Publisher: Balzer & Bray, 2010
Genre: Horror
Sub-genre: Paranormal, YA
Basically, I picked this up because my friendly neighbourhood crackdealer bookseller told me to. Honestly, I walked into the bookstore and the conversation went like this:
Him: "Anna, I found this book you have to read. It's about this awkward, overweight fifteen-year-old who gets turned into a vampire and STAYS an awkward, overweight fifteen-year-old."
Me: "Wait, so he isn't instantly beautiful and awesome? He gets to be horribly fifteen forever?"
Him: "Yup."
Me: "Huh."
Follow this finely-crafted link to the full review. Thrills and chills for all! One of the things this book does that's interesting is introduce us to a very sympathetic character and then proceed to slowly transform him into something that isn't. While Doug doesn't instantly transform into hot, hot awesomeness, it does affect him. When he starts to think "hey, vampire = awesome, Doug = vampire, therefore Doug = awesome," he finds his self-confidence, but in a bad way. This isn't the standard YA novel where the outcast bonds with other outcasts and discovers he's not so bad in his own way.
Fat Vampire is very self-aware, and while that doesn't always work for me, it did here. In a lot of ways, the book is a subversion of every other YA fantasy/horror novel out there. It explores a variety of vampire myths and how they might co-exist, references other books in the genre (everything from Stoker's Dracula to Gaiman's Sandman) and pokes a bit at the expectation that the protagonist of the YA novel will always get the girl/guy. After having established itself as a novel that embraces variety, with teens of different races and sexual orientations presented, it has this to say:
Doug, for his part, didn't think he really had much of an opinion about gay people. He didn't know any. Except maybe Ophelia, now. If anything, he was possibly a little sick of them. They were always popping up in shows and movies and in the books he read. They used to be comic relief, but at some point it was like you weren't allowed to laugh anymore, and the gay characters were Very Serious. Their whole character would be about them being gay, and how serious and unfunny and also completely normal it was. In each new book, especially, there seemed to be one or two. Like the author wanted to prove what an open-minded, big-tent guy he was.

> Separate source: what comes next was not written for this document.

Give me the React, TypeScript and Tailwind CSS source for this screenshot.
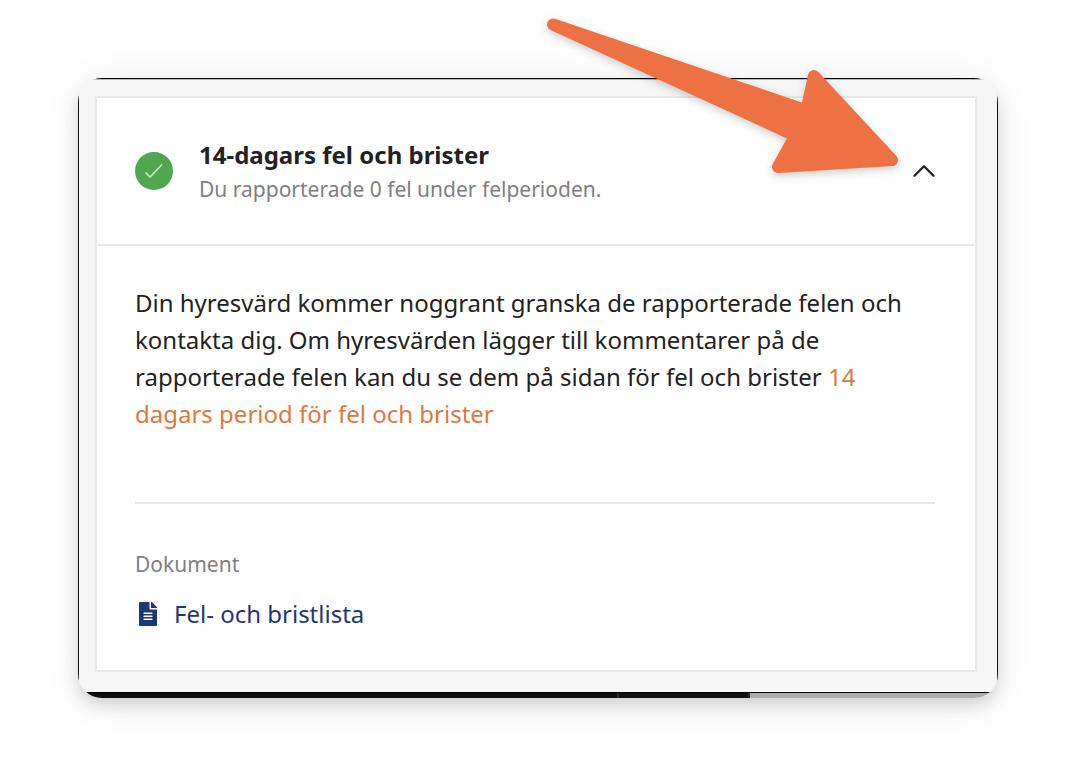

This paragraph is loaded with so very many things, it's hard to know where to start. First, it's a pretty honest dissection of the depictions of LGBT characters in popular fiction. It's also very much the author poking fun at himself. And it's an interesting look at the main character, who is growing steadily less sympathetic and likeable. A few chapters earlier, when faced with evidence that Ophelia was likely gay or bisexual, Doug and the rest of the teens in his social group were pretty non-reactive. "Oh, her hot date's a chick? That's cool." It's not until later in the book, when Doug makes his transition into jerkland, that he starts analyzing things and decides he's sick of gay people. There's actually a lot of that sort of thing going on in the book, where there's a lot more going on than would appear on the surface. The reference to Sandman, for example, is far more of an ingenius insertion than a mere throwaway mention.